The density and thickness of fleece vary, so you’ll need to consider the temperature range of your environment, how cardio-intensive your activity is, and your personal health needs. Check out our insulation and weight section above to learn more about fleece weights.

woman wearing fleece jacket looking out at mountain

Is a Fleece Jacket Good for Winter Use?

A fleece jacket is an excellent midlayer for cold temperatures and wintry weather. Many fleeces are designed with an athletic, slender fit to pair beneath a snow jacket.

Some designs are roomy, and others have a fluffier surface called pile, which is also known as high-pile, high-loft, sherpa, or faux shearling. Pile fleece can still be technical, but it’s generally bulkier, which some recreationists don’t prefer if they’re traveling far and limited on backpack space.

Designs without a fabric treatment to guard against wind or snow work well for cold, sunny, and cloudy conditions.
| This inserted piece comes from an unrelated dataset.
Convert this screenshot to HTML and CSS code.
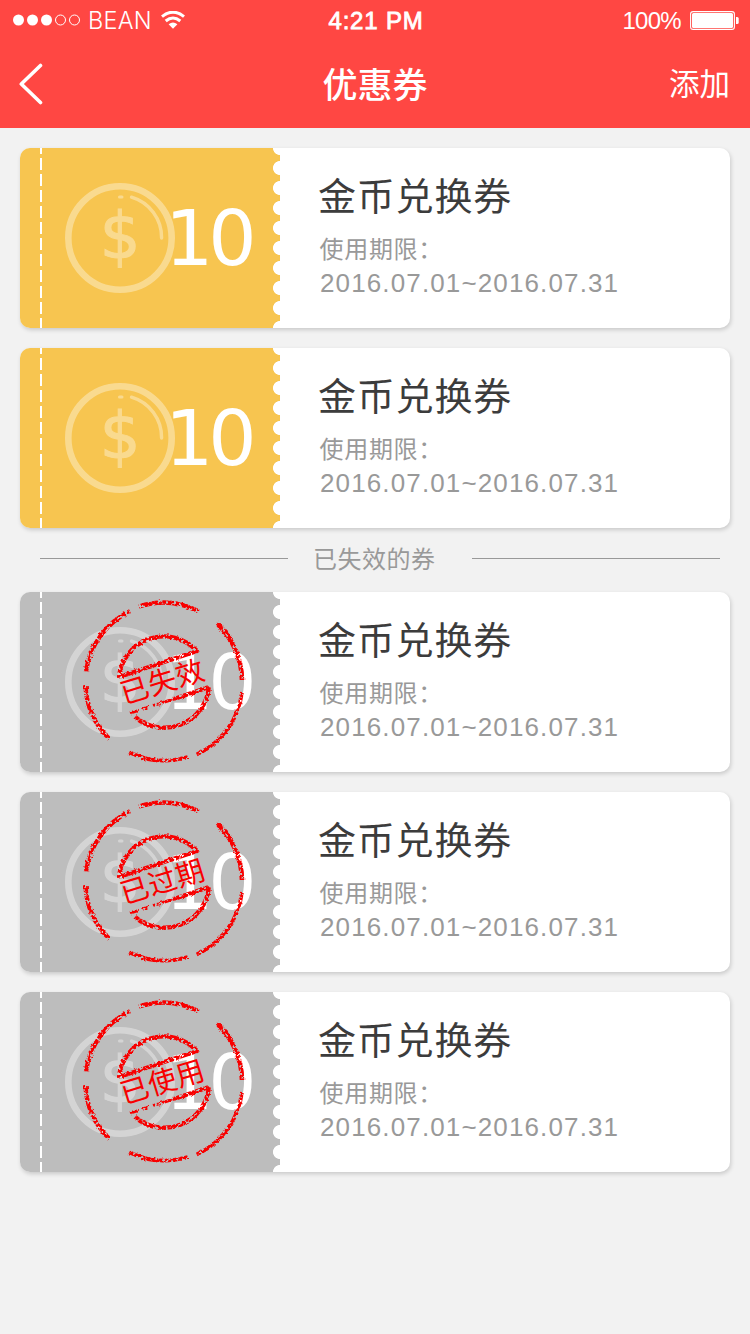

A handful of technical fleece jackets are constructed to withstand wind and snow. They won’t replace an outer layer but are great for high-output activities like backcountry skiing and splitboarding.

How Warm Is a Fleece Jacket?

The warmth of a fleece jacket varies based on the material’s density, which is measured in grams per square meter (gsm). This can range from lightweight layers that are great for high-aerobic activities to heavyweight jackets perfect for layering up at the campsite. For more details, check out our section on warmth and insulation above.

Is Fleece Better Than Cotton?

In a word, yes, fleece is better than cotton — if we’re talking about managing precipitation, turbulent weather conditions, perspiration, and overall safety during outdoor activity.

Though some folks enjoy the touch of cotton, fleece is a hydrophobic fiber that repels water and dries relatively quickly. Cotton absorbs moisture, doesn’t dry quickly, and can chafe when wet.

Recreationists should avoid fabric that holds sweat and stays damp, which can potentially increase the risk of hypothermia and discomfort.